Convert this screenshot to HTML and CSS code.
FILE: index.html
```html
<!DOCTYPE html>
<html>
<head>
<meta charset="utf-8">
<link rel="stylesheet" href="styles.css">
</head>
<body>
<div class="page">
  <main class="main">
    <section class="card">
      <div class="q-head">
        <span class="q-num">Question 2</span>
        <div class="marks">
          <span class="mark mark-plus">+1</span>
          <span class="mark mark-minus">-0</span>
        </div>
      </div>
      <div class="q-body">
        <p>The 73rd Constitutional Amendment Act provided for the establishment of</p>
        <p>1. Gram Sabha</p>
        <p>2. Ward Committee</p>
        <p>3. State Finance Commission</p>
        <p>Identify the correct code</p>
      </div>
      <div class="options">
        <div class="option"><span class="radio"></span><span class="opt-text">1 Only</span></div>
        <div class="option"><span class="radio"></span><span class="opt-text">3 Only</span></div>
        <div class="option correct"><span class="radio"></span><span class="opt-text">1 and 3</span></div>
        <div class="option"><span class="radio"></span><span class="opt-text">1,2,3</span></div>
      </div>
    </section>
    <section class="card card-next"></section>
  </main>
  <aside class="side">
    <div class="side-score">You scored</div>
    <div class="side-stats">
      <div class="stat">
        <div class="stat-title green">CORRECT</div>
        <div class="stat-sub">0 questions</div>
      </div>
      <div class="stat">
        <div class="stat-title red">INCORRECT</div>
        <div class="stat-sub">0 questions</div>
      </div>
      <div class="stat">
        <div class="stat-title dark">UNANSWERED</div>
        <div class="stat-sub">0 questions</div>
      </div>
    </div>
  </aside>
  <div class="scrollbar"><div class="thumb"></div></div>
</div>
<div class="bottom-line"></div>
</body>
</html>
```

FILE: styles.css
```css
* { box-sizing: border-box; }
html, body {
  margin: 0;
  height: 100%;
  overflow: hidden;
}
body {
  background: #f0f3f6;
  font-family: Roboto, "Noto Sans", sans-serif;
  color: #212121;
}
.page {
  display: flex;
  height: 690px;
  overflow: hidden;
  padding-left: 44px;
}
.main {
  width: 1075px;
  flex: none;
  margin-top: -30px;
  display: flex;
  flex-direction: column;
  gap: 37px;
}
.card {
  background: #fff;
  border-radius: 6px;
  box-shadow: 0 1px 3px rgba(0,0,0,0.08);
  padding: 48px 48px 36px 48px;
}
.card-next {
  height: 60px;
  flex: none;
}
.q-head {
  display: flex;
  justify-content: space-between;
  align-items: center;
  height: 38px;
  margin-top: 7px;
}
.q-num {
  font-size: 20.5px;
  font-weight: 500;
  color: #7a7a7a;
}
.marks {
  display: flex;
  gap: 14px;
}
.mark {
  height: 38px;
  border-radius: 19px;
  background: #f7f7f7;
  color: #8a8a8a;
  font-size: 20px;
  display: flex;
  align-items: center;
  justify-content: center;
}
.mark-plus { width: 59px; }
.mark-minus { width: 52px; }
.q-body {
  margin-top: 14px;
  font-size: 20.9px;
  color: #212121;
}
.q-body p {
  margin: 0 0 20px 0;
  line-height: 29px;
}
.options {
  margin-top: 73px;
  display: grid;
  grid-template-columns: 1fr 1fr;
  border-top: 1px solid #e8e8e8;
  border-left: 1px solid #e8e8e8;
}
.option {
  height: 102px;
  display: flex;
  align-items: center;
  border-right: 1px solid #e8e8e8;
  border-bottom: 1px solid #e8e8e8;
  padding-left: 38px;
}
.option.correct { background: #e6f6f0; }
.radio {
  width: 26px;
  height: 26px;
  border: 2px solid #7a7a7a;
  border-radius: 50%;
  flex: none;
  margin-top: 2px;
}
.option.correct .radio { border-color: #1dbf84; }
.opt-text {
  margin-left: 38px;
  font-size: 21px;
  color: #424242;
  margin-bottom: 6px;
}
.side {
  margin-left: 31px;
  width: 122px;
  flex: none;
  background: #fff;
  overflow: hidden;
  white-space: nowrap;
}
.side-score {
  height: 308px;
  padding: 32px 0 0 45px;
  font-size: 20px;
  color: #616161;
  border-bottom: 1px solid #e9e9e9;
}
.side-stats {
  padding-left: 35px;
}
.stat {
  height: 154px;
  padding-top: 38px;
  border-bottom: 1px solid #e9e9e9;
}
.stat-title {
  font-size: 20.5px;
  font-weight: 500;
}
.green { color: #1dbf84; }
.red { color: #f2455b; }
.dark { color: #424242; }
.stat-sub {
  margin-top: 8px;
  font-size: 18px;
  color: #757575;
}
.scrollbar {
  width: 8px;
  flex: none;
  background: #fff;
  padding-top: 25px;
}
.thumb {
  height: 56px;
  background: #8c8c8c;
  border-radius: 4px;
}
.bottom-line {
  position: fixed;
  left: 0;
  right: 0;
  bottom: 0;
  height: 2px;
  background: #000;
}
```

+++++

== GOAL ==
Copy out the full material exactly as it appears.

== TASK OUTPUT ==
Convert this screenshot to HTML and CSS code.
FILE: index.html
```html
<!DOCTYPE html>
<html>
<head>
<meta charset="utf-8">
<link rel="stylesheet" href="styles.css">
</head>
<body>
<div class="page">
  <main class="main">
    <section class="card">
      <div class="q-head">
        <span class="q-num">Question 2</span>
        <div class="marks">
          <span class="mark mark-plus">+1</span>
          <span class="mark mark-minus">-0</span>
        </div>
      </div>
      <div class="q-body">
        <p>The 73rd Constitutional Amendment Act provided for the establishment of</p>
        <p>1. Gram Sabha</p>
        <p>2. Ward Committee</p>
        <p>3. State Finance Commission</p>
        <p>Identify the correct code</p>
      </div>
      <div class="options">
        <div class="option"><span class="radio"></span><span class="opt-text">1 Only</span></div>
        <div class="option"><span class="radio"></span><span class="opt-text">3 Only</span></div>
        <div class="option correct"><span class="radio"></span><span class="opt-text">1 and 3</span></div>
        <div class="option"><span class="radio"></span><span class="opt-text">1,2,3</span></div>
      </div>
    </section>
    <section class="card card-next"></section>
  </main>
  <aside class="side">
    <div class="side-score">You scored</div>
    <div class="side-stats">
      <div class="stat">
        <div class="stat-title green">CORRECT</div>
        <div class="stat-sub">0 questions</div>
      </div>
      <div class="stat">
        <div class="stat-title red">INCORRECT</div>
        <div class="stat-sub">0 questions</div>
      </div>
      <div class="stat">
        <div class="stat-title dark">UNANSWERED</div>
        <div class="stat-sub">0 questions</div>
      </div>
    </div>
  </aside>
  <div class="scrollbar"><div class="thumb"></div></div>
</div>
<div class="bottom-line"></div>
</body>
</html>
```

FILE: styles.css
```css
* { box-sizing: border-box; }
html, body {
  margin: 0;
  height: 100%;
  overflow: hidden;
}
body {
  background: #f0f3f6;
  font-family: Roboto, "Noto Sans", sans-serif;
  color: #212121;
}
.page {
  display: flex;
  height: 690px;
  overflow: hidden;
  padding-left: 44px;
}
.main {
  width: 1075px;
  flex: none;
  margin-top: -30px;
  display: flex;
  flex-direction: column;
  gap: 37px;
}
.card {
  background: #fff;
  border-radius: 6px;
  box-shadow: 0 1px 3px rgba(0,0,0,0.08);
  padding: 48px 48px 36px 48px;
}
.card-next {
  height: 60px;
  flex: none;
}
.q-head {
  display: flex;
  justify-content: space-between;
  align-items: center;
  height: 38px;
  margin-top: 7px;
}
.q-num {
  font-size: 20.5px;
  font-weight: 500;
  color: #7a7a7a;
}
.marks {
  display: flex;
  gap: 14px;
}
.mark {
  height: 38px;
  border-radius: 19px;
  background: #f7f7f7;
  color: #8a8a8a;
  font-size: 20px;
  display: flex;
  align-items: center;
  justify-content: center;
}
.mark-plus { width: 59px; }
.mark-minus { width: 52px; }
.q-body {
  margin-top: 14px;
  font-size: 20.9px;
  color: #212121;
}
.q-body p {
  margin: 0 0 20px 0;
  line-height: 29px;
}
.options {
  margin-top: 73px;
  display: grid;
  grid-template-columns: 1fr 1fr;
  border-top: 1px solid #e8e8e8;
  border-left: 1px solid #e8e8e8;
}
.option {
  height: 102px;
  display: flex;
  align-items: center;
  border-right: 1px solid #e8e8e8;
  border-bottom: 1px solid #e8e8e8;
  padding-left: 38px;
}
.option.correct { background: #e6f6f0; }
.radio {
  width: 26px;
  height: 26px;
  border: 2px solid #7a7a7a;
  border-radius: 50%;
  flex: none;
  margin-top: 2px;
}
.option.correct .radio { border-color: #1dbf84; }
.opt-text {
  margin-left: 38px;
  font-size: 21px;
  color: #424242;
  margin-bottom: 6px;
}
.side {
  margin-left: 31px;
  width: 122px;
  flex: none;
  background: #fff;
  overflow: hidden;
  white-space: nowrap;
}
.side-score {
  height: 308px;
  padding: 32px 0 0 45px;
  font-size: 20px;
  color: #616161;
  border-bottom: 1px solid #e9e9e9;
}
.side-stats {
  padding-left: 35px;
}
.stat {
  height: 154px;
  padding-top: 38px;
  border-bottom: 1px solid #e9e9e9;
}
.stat-title {
  font-size: 20.5px;
  font-weight: 500;
}
.green { color: #1dbf84; }
.red { color: #f2455b; }
.dark { color: #424242; }
.stat-sub {
  margin-top: 8px;
  font-size: 18px;
  color: #757575;
}
.scrollbar {
  width: 8px;
  flex: none;
  background: #fff;
  padding-top: 25px;
}
.thumb {
  height: 56px;
  background: #8c8c8c;
  border-radius: 4px;
}
.bottom-line {
  position: fixed;
  left: 0;
  right: 0;
  bottom: 0;
  height: 2px;
  background: #000;
}
```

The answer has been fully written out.